Crimson columbine is native to California.
Columbines are hypothesized to have arrived to North America 10,000 to 40,000 years ago.
Scientists hypothesize that the columbine ancestor made its way from Central Asia to Alaska thousands of years ago by the the Bering land bridge that connected Asia to North America. Evidence of the columbine’s travels have been supported by DNA analyses of columbine species from around the world.
After its arrival in Alaska, the columbine ancestor begin to radiate out to other parts of North America. The evolution of North American species is hypothesized to be driven by pollinator specialization. For example, multiple species of red columbines have adapted red flowers (distinct from blue and yellow-flowered columbines found in other parts of the U.S.) and higher sugar contents in their nectar – an adaptation thought to meet the demands of their hummingbird pollinators.
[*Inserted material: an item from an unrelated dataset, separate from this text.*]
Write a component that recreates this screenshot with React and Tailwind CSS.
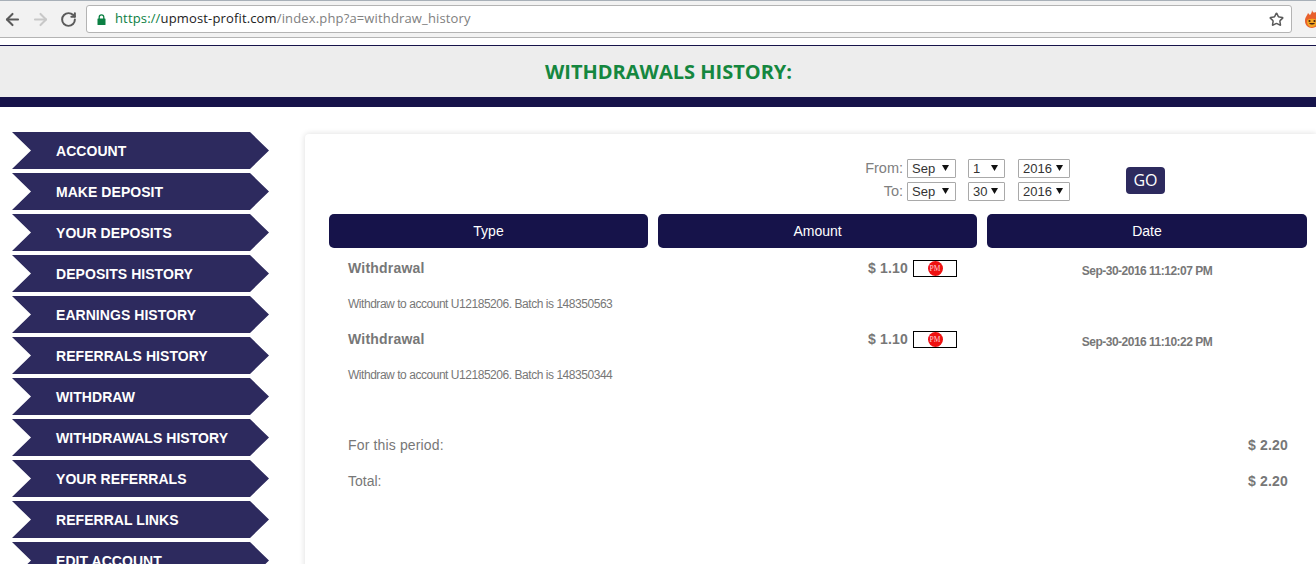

The best time to see crimson columbine bloom is March – May.
The plant can be found in forest and meadow habitats where the soil is moist.
The outer, red parts of the flower are actually sepals. The “true” petals are the yellow parts on the inside of the flower. Overall, the entire flower is about 2 inches long.
Crimson columbine attracts pollinators, including hummingbirds.
These flowers are also relatively deer-proof, making them a great option to include in a California native plant garden. For more tips on how to cultivate crimson columbines in your garden, check out these tips from the Las Pilitas Nursery.
Cool facts about crimson columbine:
- Its genus name, Aquilegia, is derived from the latin word aquila, meaning “eagle”. This name is thought to refer to its upright red sepals, which look like an eagle’s talons.
- The flower’s common name, columbine, is derived from the latin word columba, meaning dove-like.
- Crimson columbine is a perennial plant.